Step 6: Trade Highly Liquid Instruments Only
The safest instruments during a one step evaluation include:
EUR/USD
GBP/USD
USD/JPY
XAU/USD (with reduced lot size)
These markets are preferred because they offer the deepest liquidity, most stable price behavior, and the most predictable execution conditions across global trading sessions.
High liquidity means tighter spreads, faster order filling, and far less exposure to slippage, especially during active sessions such as London and New York. This is critical in a one step evaluation, where even small execution issues can push an account closer to daily or maximum drawdown limits.
Major forex pairs tend to respect technical levels more cleanly, making stop placement more reliable and reducing the chance of random price spikes. Gold can also be traded safely when position size is reduced, as its volatility allows profit potential without requiring large lot exposure.
By focusing only on highly liquid instruments, traders minimize unnecessary risk and allow their strategy to perform under stable market conditions, which significantly improves survival and consistency throughout the one step evaluation.
Step 7: Focus on Capital Preservation
Passing a one step evaluation is not about maximizing profits.
It is about avoiding losses.
Professional traders focus on:
Preserving drawdown buffer
Trading only high-probability setups
Protecting equity first
When downside is controlled, upside becomes inevitable - and understanding how much money you can realistically make with a funded account helps frame that growth with realistic expectations around risk, payouts, and long-term sustainability.
Step 8: Follow a Structured Daily Routine

Consistency comes from routine.
A simple daily process may include:
Check the economic calendar
Mark key price levels
Define daily bias
Set maximum daily risk
Stop after two losses
Journal every trade
Routine removes emotion, and prop firms fund discipline. Traders who want a clearer framework for entries, exits, risk limits, and journaling can also review our best trading plan, which outlines a structured approach aligned with prop firm evaluation rules.

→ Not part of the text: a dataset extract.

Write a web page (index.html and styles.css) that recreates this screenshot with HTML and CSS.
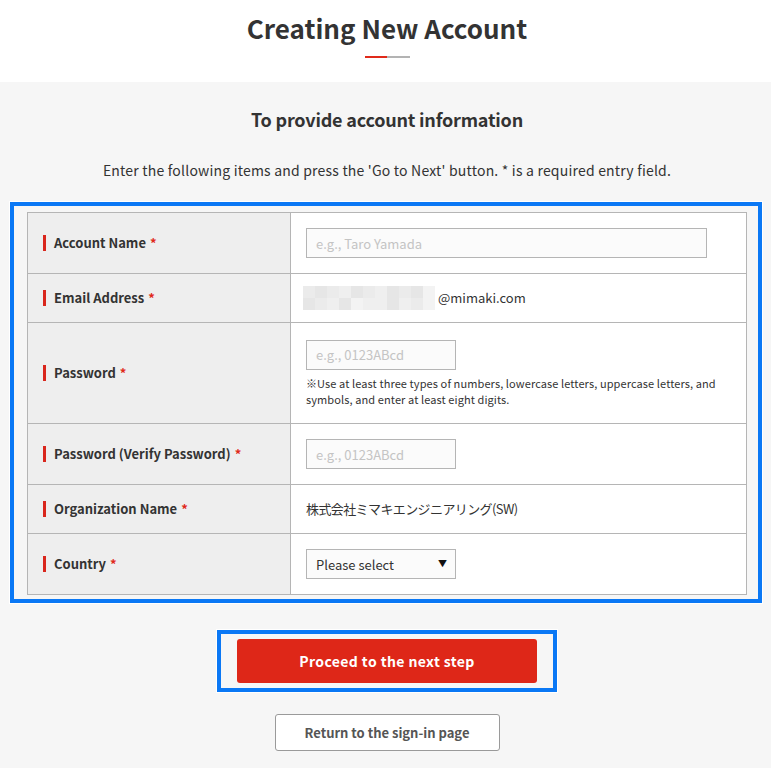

Step 9: Stop Trading After Reaching Daily Target
Many traders fail a one step evaluation after already being profitable.
This usually happens after a strong winning trade or a good trading session. Instead of protecting gains, traders feel pressure to accelerate progress and push for more profits on the same day. That shift in mindset often leads to lower-quality setups, larger position sizes, and emotional decision-making.

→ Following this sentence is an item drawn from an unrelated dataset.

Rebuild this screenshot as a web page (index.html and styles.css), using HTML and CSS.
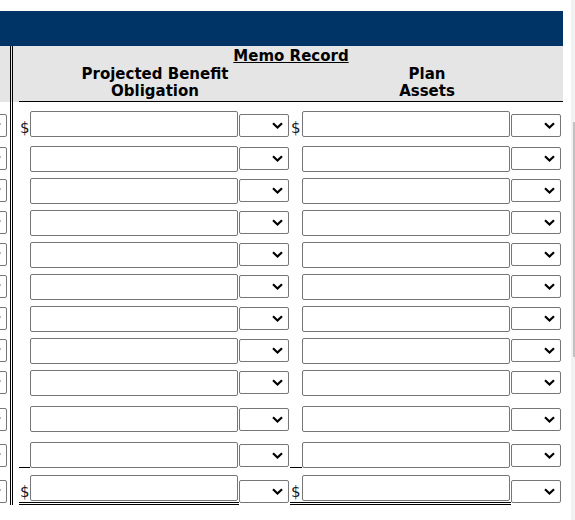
FILE: index.html
```html
<!DOCTYPE html>
<html lang="en">
<head>
<meta charset="utf-8">
<title>Memo Record</title>
<link rel="stylesheet" href="styles.css">
</head>
<body>
<div class="main">
  <div class="banner"></div>
  <table class="sheet">
    <colgroup>
      <col class="w-stub"><col class="w-gap"><col class="w-cur"><col class="w-inp"><col class="w-pick"><col class="w-cur2"><col class="w-inp"><col class="w-pick2">
    </colgroup>
    <thead>
      <tr>
        <th class="hstub"></th>
        <th class="gap hgap"></th>
        <th class="head" colspan="6">
          <div class="memo">Memo Record</div>
          <div class="cols">
            <div>Projected Benefit<br>Obligation</div>
            <div>Plan<br>Assets</div>
          </div>
        </th>
      </tr>
    </thead>
    <tbody>
      <tr class="row r-a">
        <td><div class="clip"><div class="sel"><svg width="11" height="7" viewBox="0 0 11 7"><path d="M1 1.2l4.5 4.3 4.5-4.3"/></svg></div></div></td>
        <td class="gap"></td>
        <td class="cur"><div class="dollar">$</div></td>
        <td><input class="field" type="text"></td>
        <td><div class="sel"><svg width="11" height="7" viewBox="0 0 11 7"><path d="M1 1.2l4.5 4.3 4.5-4.3"/></svg></div></td>
        <td class="cur"><div class="dollar">$</div></td>
        <td><input class="field" type="text"></td>
        <td><div class="sel"><svg width="11" height="7" viewBox="0 0 11 7"><path d="M1 1.2l4.5 4.3 4.5-4.3"/></svg></div></td>
      </tr>
      <tr class="row r-b">
        <td><div class="clip"><div class="sel"><svg width="11" height="7" viewBox="0 0 11 7"><path d="M1 1.2l4.5 4.3 4.5-4.3"/></svg></div></div></td>
        <td class="gap"></td>
        <td class="cur"></td>
        <td><input class="field" type="text"></td>
        <td><div class="sel"><svg width="11" height="7" viewBox="0 0 11 7"><path d="M1 1.2l4.5 4.3 4.5-4.3"/></svg></div></td>
        <td class="cur"></td>
        <td><input class="field" type="text"></td>
        <td><div class="sel"><svg width="11" height="7" viewBox="0 0 11 7"><path d="M1 1.2l4.5 4.3 4.5-4.3"/></svg></div></td>
      </tr>
      <tr class="row r-c">
        <td><div class="clip"><div class="sel"><svg width="11" height="7" viewBox="0 0 11 7"><path d="M1 1.2l4.5 4.3 4.5-4.3"/></svg></div></div></td>
        <td class="gap"></td>
        <td class="cur"></td>
        <td><input class="field" type="text"></td>
        <td><div class="sel"><svg width="11" height="7" viewBox="0 0 11 7"><path d="M1 1.2l4.5 4.3 4.5-4.3"/></svg></div></td>
        <td class="cur"></td>
        <td><input class="field" type="text"></td>
        <td><div class="sel"><svg width="11" height="7" viewBox="0 0 11 7"><path d="M1 1.2l4.5 4.3 4.5-4.3"/></svg></div></td>
      </tr>
      <tr class="row r-c">
        <td><div class="clip"><div class="sel"><svg width="11" height="7" viewBox="0 0 11 7"><path d="M1 1.2l4.5 4.3 4.5-4.3"/></svg></div></div></td>
        <td class="gap"></td>
        <td class="cur"></td>
        <td><input class="field" type="text"></td>
        <td><div class="sel"><svg width="11" height="7" viewBox="0 0 11 7"><path d="M1 1.2l4.5 4.3 4.5-4.3"/></svg></div></td>
        <td class="cur"></td>
        <td><input class="field" type="text"></td>
        <td><div class="sel"><svg width="11" height="7" viewBox="0 0 11 7"><path d="M1 1.2l4.5 4.3 4.5-4.3"/></svg></div></td>
      </tr>
      <tr class="row r-c">
        <td><div class="clip"><div class="sel"><svg width="11" height="7" viewBox="0 0 11 7"><path d="M1 1.2l4.5 4.3 4.5-4.3"/></svg></div></div></td>
        <td class="gap"></td>
        <td class="cur"></td>
        <td><input class="field" type="text"></td>
        <td><div class="sel"><svg width="11" height="7" viewBox="0 0 11 7"><path d="M1 1.2l4.5 4.3 4.5-4.3"/></svg></div></td>
        <td class="cur"></td>
        <td><input class="field" type="text"></td>
        <td><div class="sel"><svg width="11" height="7" viewBox="0 0 11 7"><path d="M1 1.2l4.5 4.3 4.5-4.3"/></svg></div></td>
      </tr>
      <tr class="row r-c">
        <td><div class="clip"><div class="sel"><svg width="11" height="7" viewBox="0 0 11 7"><path d="M1 1.2l4.5 4.3 4.5-4.3"/></svg></div></div></td>
        <td class="gap"></td>
        <td class="cur"></td>
        <td><input class="field" type="text"></td>
        <td><div class="sel"><svg width="11" height="7" viewBox="0 0 11 7"><path d="M1 1.2l4.5 4.3 4.5-4.3"/></svg></div></td>
        <td class="cur"></td>
        <td><input class="field" type="text"></td>
        <td><div class="sel"><svg width="11" height="7" viewBox="0 0 11 7"><path d="M1 1.2l4.5 4.3 4.5-4.3"/></svg></div></td>
      </tr>
      <tr class="row r-c">
        <td><div class="clip"><div class="sel"><svg width="11" height="7" viewBox="0 0 11 7"><path d="M1 1.2l4.5 4.3 4.5-4.3"/></svg></div></div></td>
        <td class="gap"></td>
        <td class="cur"></td>
        <td><input class="field" type="text"></td>
        <td><div class="sel"><svg width="11" height="7" viewBox="0 0 11 7"><path d="M1 1.2l4.5 4.3 4.5-4.3"/></svg></div></td>
        <td class="cur"></td>
        <td><input class="field" type="text"></td>
        <td><div class="sel"><svg width="11" height="7" viewBox="0 0 11 7"><path d="M1 1.2l4.5 4.3 4.5-4.3"/></svg></div></td>
      </tr>
      <tr class="row r-c">
        <td><div class="clip"><div class="sel"><svg width="11" height="7" viewBox="0 0 11 7"><path d="M1 1.2l4.5 4.3 4.5-4.3"/></svg></div></div></td>
        <td class="gap"></td>
        <td class="cur"></td>
        <td><input class="field" type="text"></td>
        <td><div class="sel"><svg width="11" height="7" viewBox="0 0 11 7"><path d="M1 1.2l4.5 4.3 4.5-4.3"/></svg></div></td>
        <td class="cur"></td>
        <td><input class="field" type="text"></td>
        <td><div class="sel"><svg width="11" height="7" viewBox="0 0 11 7"><path d="M1 1.2l4.5 4.3 4.5-4.3"/></svg></div></td>
      </tr>
      <tr class="row r-c">
        <td><div class="clip"><div class="sel"><svg width="11" height="7" viewBox="0 0 11 7"><path d="M1 1.2l4.5 4.3 4.5-4.3"/></svg></div></div></td>
        <td class="gap"></td>
        <td class="cur"></td>
        <td><input class="field" type="text"></td>
        <td><div class="sel"><svg width="11" height="7" viewBox="0 0 11 7"><path d="M1 1.2l4.5 4.3 4.5-4.3"/></svg></div></td>
        <td class="cur"></td>
        <td><input class="field" type="text"></td>
        <td><div class="sel"><svg width="11" height="7" viewBox="0 0 11 7"><path d="M1 1.2l4.5 4.3 4.5-4.3"/></svg></div></td>
      </tr>
      <tr class="row r-d">
        <td><div class="clip"><div class="sel"><svg width="11" height="7" viewBox="0 0 11 7"><path d="M1 1.2l4.5 4.3 4.5-4.3"/></svg></div></div></td>
        <td class="gap"></td>
        <td class="cur"></td>
        <td><input class="field" type="text"></td>
        <td><div class="sel"><svg width="11" height="7" viewBox="0 0 11 7"><path d="M1 1.2l4.5 4.3 4.5-4.3"/></svg></div></td>
        <td class="cur"></td>
        <td><input class="field" type="text"></td>
        <td><div class="sel"><svg width="11" height="7" viewBox="0 0 11 7"><path d="M1 1.2l4.5 4.3 4.5-4.3"/></svg></div></td>
      </tr>
      <tr class="row r-d">
        <td><div class="clip"><div class="sel"><svg width="11" height="7" viewBox="0 0 11 7"><path d="M1 1.2l4.5 4.3 4.5-4.3"/></svg></div></div></td>
        <td class="gap"></td>
        <td class="cur under"></td>
        <td><input class="field" type="text"></td>
        <td><div class="sel"><svg width="11" height="7" viewBox="0 0 11 7"><path d="M1 1.2l4.5 4.3 4.5-4.3"/></svg></div></td>
        <td class="cur under"></td>
        <td><input class="field" type="text"></td>
        <td><div class="sel"><svg width="11" height="7" viewBox="0 0 11 7"><path d="M1 1.2l4.5 4.3 4.5-4.3"/></svg></div></td>
      </tr>
      <tr class="row r-e">
        <td><div class="clip"><div class="sel"><svg width="11" height="7" viewBox="0 0 11 7"><path d="M1 1.2l4.5 4.3 4.5-4.3"/></svg></div></div></td>
        <td class="gap"></td>
        <td class="cur dbl"><div class="dollar">$</div></td>
        <td class="dbl"><input class="field" type="text"></td>
        <td><div class="sel"><svg width="11" height="7" viewBox="0 0 11 7"><path d="M1 1.2l4.5 4.3 4.5-4.3"/></svg></div></td>
        <td class="cur dbl"><div class="dollar">$</div></td>
        <td class="dbl"><input class="field" type="text"></td>
        <td><div class="sel"><svg width="11" height="7" viewBox="0 0 11 7"><path d="M1 1.2l4.5 4.3 4.5-4.3"/></svg></div></td>
      </tr>
    </tbody>
  </table>
</div>
<div class="track"><div class="thumb"></div></div>
</body>
</html>
```

FILE: styles.css
```css
* { box-sizing: border-box; }
html, body { margin: 0; padding: 0; background: #fff; }
body {
  width: 575px;
  height: 520px;
  overflow: hidden;
  display: flex;
  align-items: flex-start;
  font-family: "DejaVu Sans", Verdana, sans-serif;
  color: #000;
}
.main { width: 563px; padding-top: 11px; }
.banner { height: 35px; background: #003366; }

.sheet {
  width: 563px;
  table-layout: fixed;
  border-collapse: separate;
  border-spacing: 0;
}
.w-stub { width: 10px; }
.w-gap { width: 9px; }
.w-cur { width: 11px; }
.w-inp { width: 209px; }
.w-pick { width: 51px; }
.w-cur2 { width: 12px; }
.w-pick2 { width: 52px; }

.sheet th, .sheet td { padding: 0; vertical-align: top; }

.gap {
  background: linear-gradient(to right, #000 0 1px, transparent 1px 2px, #000 2px 3px, transparent 3px);
}
.sheet .hstub { background: #e5e5e5; }
.sheet .hgap {
  background: linear-gradient(to right, #000 0 1px, transparent 1px 2px, #000 2px 3px, transparent 3px), #e5e5e5;
}
.sheet .head {
  background: #e5e5e5;
  border-bottom: 1px solid #000;
  padding: 2px 0 1px 0;
  font-weight: bold;
  font-size: 15px;
  line-height: 17px;
  text-align: center;
}
.memo { text-decoration: underline; margin-bottom: 1px; }
.cols { display: flex; }
.cols > div { flex: 1; text-align: center; }

.row td { padding-top: var(--pt); }
.row .sel { margin-top: var(--so); }
.r-a { --pt: 9px; --so: 3px; }
.r-b { --pt: 9px; --so: 1px; }
.r-c { --pt: 6px; --so: 1px; }
.r-d { --pt: 10px; --so: 2px; }
.r-e { --pt: 7px; --so: 5px; }

.sheet .cur { padding-left: 1px; }
.dollar {
  height: 26px;
  padding-top: 4px;
  line-height: 26px;
  font-size: 15px;
  color: #1a1a2a;
}
.under { border-bottom: 1px solid #000; }
.sheet .row td.dbl { border-bottom: 3px double #000; padding-bottom: 1px; }

.field {
  display: block;
  width: 208px;
  height: 26px;
  margin: 0;
  padding: 0 4px;
  border: 1px solid #767676;
  border-radius: 2px;
  background: #fff;
  font: 13px "DejaVu Sans", sans-serif;
}

.sel {
  width: 50px;
  height: 23px;
  border: 1px solid #767676;
  border-radius: 2px;
  background: #fff;
  display: flex;
  align-items: center;
  justify-content: flex-end;
  padding-right: 5px;
}
.sel svg { display: block; }
.sel path { fill: none; stroke: #000; stroke-width: 2.2; }

.clip { width: 10px; overflow: hidden; }
.clip .sel { margin-left: -43px; }

.track {
  margin-left: 8px;
  width: 4px;
  height: 520px;
  background: #f1f1f1;
}
.thumb {
  margin: 122px 0 0 2px;
  width: 2px;
  height: 235px;
  background: #c1c1c1;
}
```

Once your daily goal is reached:
Stop trading
Protect gains
Reset emotionally
Continuing to trade after hitting a daily target exposes the account to unnecessary risk. Even a small loss can trigger emotional responses such as revenge trading or overconfidence, both of which dramatically increase drawdown exposure.
Prop firms do not reward how much you trade, they reward how well you protect capital. Locking in daily gains allows consistency to compound naturally across trading days.
Overtrading is responsible for more failed challenges than losing strategies because it turns profitable days into rule violations. Knowing when to stop is often the final skill traders must master to pass a one step evaluation.
Step 10: Treat the Evaluation Like a Funded Account
Traders who pass their one step evaluation on the first attempt behave like professionals from day one.
They do not:
Gamble
Increase lot size emotionally
Chase losses
Break rules
They trade as capital managers, not gamblers. This mindset reflects how consistently profitable traders focus on structured execution, controlled risk, and sustainability, which is exactly how professionals approach generating consistent income with funded forex accounts once they receive live capital.
Common One Step Evaluation Mistakes to Avoid
Risking over 1% per trade
Trading during news events
Ignoring floating drawdown
Changing strategies mid-challenge
Overtrading to meet minimum days
Avoiding these mistakes dramatically increases pass probability.
Final Thoughts
Passing a one step evaluation on the first attempt in 2026 is not about strategy complexity.
It is about discipline, patience, and rule mastery.
When traders focus on capital preservation, follow a structured plan, and respect drawdown limits, the profit target becomes a matter of time, not luck.
This is also why traders gravitate toward prop firms like Pipstone Capital, which emphasize realistic trading conditions, clear drawdown rules, flexible trading styles, and a high profit-split structure designed for long-term consistency rather than short-term gambling.
In the modern prop trading landscape, consistency beats aggression every single time.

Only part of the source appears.